I've said it before and I've said it again. It saved lives.
I won't say you're wrong. I will say that I can't be as certain as you are without knowing a lot of facts modern historians don't know the answers to. The fact is, I don't know the truth and I believe nobody ever will. I don't think the Japanese, Americans or Soviets knew everything that was going on. Nuclear war certainly wasn't on the table when Japan decided to make its move. How do you evaluate a risk like that when scientists haven't even proven it works?
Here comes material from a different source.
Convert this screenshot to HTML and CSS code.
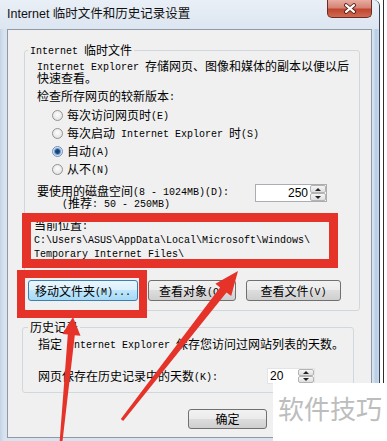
FILE: index.html
```html
<!DOCTYPE html>
<html lang="zh-CN">

<head>
    <meta charset="UTF-8">
    <meta name="viewport" content="width=device-width, initial-scale=1.0">
    <title>Internet 临时文件和历史记录设置</title>
    <link rel="stylesheet" href="styles.css">
</head>

<body>
    <div class="screen">
        <!-- Janela do diálogo -->
        <div class="window">
            <div class="titlebar">
                <span class="title">Internet 临时文件和历史记录设置</span>
                <button class="close" aria-label="关闭">
                    <svg width="14" height="11" viewBox="-7 -5.5 14 11">
                        <path d="M-4,-3.3 L4,3.3 M4,-3.3 L-4,3.3" stroke="#5a1d17" stroke-width="4" stroke-linecap="round" />
                        <path d="M-4,-3.3 L4,3.3 M4,-3.3 L-4,3.3" stroke="#fff" stroke-width="2.2" stroke-linecap="round" />
                    </svg>
                </button>
            </div>

            <div class="client">
                <fieldset class="group group-cache">
                    <legend><span class="m">Internet </span>临时文件</legend>
                    <p class="desc"><span class="m">Internet Explorer </span>存储网页、图像和媒体的副本以便以后<br>快速查看。</p>
                    <p class="label">检查所存网页的较新版本<span class="m">:</span></p>
                    <ul class="radios">
                        <li><span class="radio"></span><span class="txt">每次访问网页时<span class="m">(E)</span></span></li>
                        <li><span class="radio"></span><span class="txt">每次启动<span class="m"> Internet Explorer </span>时<span class="m">(S)</span></span></li>
                        <li><span class="radio on"></span><span class="txt">自动<span class="m">(A)</span></span></li>
                        <li><span class="radio"></span><span class="txt">从不<span class="m">(N)</span></span></li>
                    </ul>
                    <div class="disk">
                        <div class="disk-label">
                            <p>要使用的磁盘空间<span class="m">(8 - 1024MB)(D):</span></p>
                            <p class="hint"><span class="m">(</span>推荐<span class="m">: 50 - 250MB)</span></p>
                        </div>
                        <div class="spin">
                            <span class="spin-val">250</span>
                            <span class="spin-btns"><i class="up"></i><i class="down"></i></span>
                        </div>
                    </div>
                    <div class="location">
                        <p>当前位置<span class="m">:</span></p>
                        <p><span class="m">C:\Users\ASUS\AppData\Local\Microsoft\Windows\</span></p>
                        <p><span class="m">Temporary Internet Files\</span></p>
                    </div>
                    <div class="btn-row">
                        <button class="btn btn-move focus">移动文件夹<span class="m">(M)...</span></button>
                        <button class="btn btn-objects">查看对象<span class="m">(O)</span></button>
                        <button class="btn btn-files">查看文件<span class="m">(V)</span></button>
                    </div>
                </fieldset>

                <fieldset class="group group-history">
                    <legend>历史记录</legend>
                    <p class="desc">指定<span class="m"> Internet Explorer </span>保存您访问过网站列表的天数。</p>
                    <div class="days">
                        <p class="days-label">网页保存在历史记录中的天数<span class="m">(K):</span></p>
                        <div class="spin spin-days">
                            <span class="spin-val">20</span>
                            <span class="spin-btns"><i class="up"></i><i class="down"></i></span>
                        </div>
                    </div>
                </fieldset>

                <div class="dialog-buttons">
                    <button class="btn">确定</button>
                </div>
            </div>
        </div>

        <!-- Janela atrás -->
        <div class="behind"></div>

        <!-- Anotações em vermelho -->
        <svg class="marks" width="387" height="441" viewBox="0 0 387 441">
            <rect x="26.5" y="217.5" width="307" height="46" fill="none" stroke="#e5332a" stroke-width="9" />
            <rect x="21" y="274" width="122" height="40" fill="none" stroke="#e5332a" stroke-width="8" />
            <polygon fill="#e5332a" points="73,317 80.5,335.8 74.8,335.2 62.4,442 59.6,442 67.8,334.6 62.3,334" />
            <polygon fill="#e5332a" points="238,271 231.2,296 226.5,292.4 123.2,421 120.8,419.1 220.1,287.4 215.4,283.8" />
        </svg>

        <div class="watermark">软件技巧</div>
    </div>
</body>

</html>
```

FILE: styles.css
```css
/* Reset */
* {
    margin: 0;
    padding: 0;
    box-sizing: border-box;
}

:root {
    --frame: #d3dfec;
    --client: #f0f0f0;
    --group-line: #d0d8de;
    --red: #e5332a;
}

body {
    font-family: "Noto Sans CJK SC", sans-serif;
    font-size: 12px;
    color: #000;
    background: #fff;
}

/* Latin text of the dialog font (half width) */
.m {
    font: 10px/0 "Liberation Mono", monospace;
    vertical-align: 1px;
}

.screen {
    position: relative;
    display: flex;
    width: 387px;
    height: 441px;
    overflow: hidden;
}

/* Window frame */
.window {
    width: 380px;
    height: 441px;
    padding: 0 7px 3px;
    display: flex;
    flex-direction: column;
    background: linear-gradient(to right, #c3d3e4 0, #d8e3ef 4px, #d8e3ef 373px, #b5cce6 376px, #c9dbee 379px);
    border-right: 1px solid #3a4656;
    border-top-right-radius: 6px;
}

.titlebar {
    height: 29px;
    display: flex;
    align-items: flex-start;
    margin: 0 -7px;
    padding: 0 7px;
    background: linear-gradient(#e9eff6, #dce6f1);
    border-top-right-radius: 6px;
}

.title {
    margin-top: 6px;
    font: 12.5px/16px "Liberation Sans", "Noto Sans CJK SC", sans-serif;
    color: #111;
}

.close {
    margin-left: auto;
    width: 45px;
    height: 18px;
    display: flex;
    align-items: center;
    justify-content: center;
    border: 1px solid #6b2a24;
    border-top: none;
    border-radius: 0 0 5px 5px;
    background: linear-gradient(#e8aca2, #d58474 45%, #c04630 55%, #cf6a52);
}

/* Dialog body */
.client {
    height: 409px;
    border: 1px solid #8f9aa6;
    background: var(--client);
}

.group {
    border: 1px solid var(--group-line);
    border-radius: 3px;
    line-height: 12px;
}

.group legend {
    padding: 0 2px;
    line-height: 12px;
}

.group-cache {
    margin: 14px 0 0 16px;
    width: 333px;
    height: 267px;
    padding: 0 10px 0 12px;
}

.group-cache legend {
    margin-left: -9px;
}

.desc {
    margin-top: 4px;
    white-space: nowrap;
}

.label {
    margin-top: 6px;
}

.radios {
    margin-top: 4px;
    list-style: none;
}

.radios li {
    height: 18px;
    display: flex;
    align-items: center;
    padding-left: 15px;
    white-space: nowrap;
}

.radio {
    width: 11px;
    height: 11px;
    margin-right: 4px;
    border: 1px solid #929292;
    border-radius: 50%;
    background: radial-gradient(circle at 50% 40%, #fdfdfd, #dcdcdc);
}

.radio.on {
    border-color: #6f8fb4;
    background: radial-gradient(circle, #163a68 0, #234d84 2px, #6e9bd0 3px, #cfe0f3 4px, #eef4fb 5px);
}

.disk {
    margin-top: 6px;
    display: flex;
}

.disk-label {
    width: 218px;
    padding-top: 1px;
    white-space: nowrap;
}

.hint {
    padding-left: 25px;
}

.spin {
    display: flex;
    width: 72px;
    height: 18px;
    border: 1px solid #abadb3;
    background: #fff;
}

.spin-val {
    flex: 1;
    padding-right: 2px;
    text-align: right;
    font: 12px/16px "Liberation Sans", sans-serif;
}

.spin-btns {
    width: 16px;
    display: flex;
    flex-direction: column;
}

.spin-btns i {
    flex: 1;
    display: flex;
    align-items: center;
    justify-content: center;
    border: 1px solid #b3b3b3;
    border-radius: 2px;
    background: linear-gradient(#f6f6f6, #dedede);
}

.spin-btns i::after {
    content: '';
    border-left: 3px solid transparent;
    border-right: 3px solid transparent;
}

.spin-btns .up::after {
    border-bottom: 3px solid #222;
}

.spin-btns .down::after {
    border-top: 3px solid #222;
}

.location {
    margin: 9px 0 0 -3px;
    line-height: 14px;
    white-space: nowrap;
}

.btn-row {
    margin: 20px 0 0 -9px;
    display: flex;
    gap: 10px;
}

.btn {
    height: 21px;
    font: inherit;
    line-height: 19px;
    color: #000;
    white-space: nowrap;
    border: 1px solid #707070;
    border-radius: 3px;
    background: linear-gradient(#f2f2f2, #ebebeb 50%, #dddddd 50%, #cfcfcf);
}

.btn.focus {
    border-color: #3c7fb1;
    background: linear-gradient(#eaf6fd, #d9f0fc 50%, #bee6fd 50%, #a7d9f5);
}

.btn-move {
    width: 110px;
}

.btn-objects {
    width: 88px;
}

.btn-files {
    width: 95px;
}

.group-history {
    margin: 10px 0 0 14px;
    width: 332px;
    height: 72px;
    padding: 0 8px 0 15px;
}

.group-history legend {
    margin-left: -10px;
}

.group-history .desc {
    margin-top: 5px;
}

.days {
    margin-top: 18px;
    height: 16px;
    display: flex;
    align-items: center;
}

.days-label {
    width: 229px;
    white-space: nowrap;
}

.spin-days {
    width: 48px;
    height: 16px;
    border-color: #e2e4e8;
}

.spin-days .spin-val {
    padding: 0 0 0 2px;
    text-align: left;
    line-height: 14px;
}

.dialog-buttons {
    margin: 16px 0 0 180px;
    display: flex;
}

.dialog-buttons .btn {
    width: 79px;
    height: 20px;
    line-height: 18px;
}

/* Window behind */
.behind {
    flex: 1;
    background: linear-gradient(to right, #fff 3px, #2e2e2e 3px, #2e2e2e 4px, #fff 4px);
}

/* Overlays */
.marks {
    position: absolute;
    top: 0;
    left: 0;
    pointer-events: none;
}

.watermark {
    position: absolute;
    left: 273px;
    top: 383px;
    width: 114px;
    height: 58px;
    padding: 12px 0 0 5px;
    background: #fff;
    color: #bdbdbd;
    font-size: 26px;
    line-height: 26px;
    white-space: nowrap;
}
```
It saved the lives of approximately One Million US Service Personnel, and it saved the lives of Millions of Japanese Civilians and Soliders
The bombings claimed 70,000+ lives in Nagasaki (they recently released the list of names) about 130,000 in Hiroshima, an additional 65,000 are estimated to have died from fallout. How many US lives would not dropping the bombs cost? Japanese lives? How many Soviet lives would it have cost, if they had finished up getting over China to Kyushu where, by modern theory, the Soviets would have accepted a conditional surrender of the Japanese, ending the war only two weeks after the atomic bombs were dropped? (57M/8 years
/52 weeks in a year = 137,000 per week, 270,000 in 2 weeks and that's a severe overestimate because the Mediterranian and European theaters were over by then). Please cite some sources for killing 3 million people inside of two weeks.How many generations does a life cost? The murdered children? The pregnant women? The women still yet to get pregnant? (Men are easy to count.) The bad will the US earned from the rest of the world by being the only nation to use atomic weapons in war?
Maybe the atomic bombs saved lives in the short term. Heck, maybe Japan would have been communist otherwise and the cold war would have not been so cold because someone would need to use the weapons in wartime to prove their effectiveness.
We're just guessing here. There are no clear cut answers. The fact of the matter is, the US had two reasons, one was saving US servicemen lives (accomplished) and two was saving Japan (and the rest of the world) from them falling to the communists (accomplished). The rest of it is retrospective optimism.
Next time you state that the atomic bombs saved lives -- without any room for question or flexibility, I'll meet you at the Peace Park in Nagasaki. We'll walk across the street together to the Atomic Bomb Museum. You just hold your head high knowing the US made the right decision. Watch how the Japanese react to your confidence. Cast aside everything inside as propaganda, because that's what it'll take not to put your American / European education into perspective.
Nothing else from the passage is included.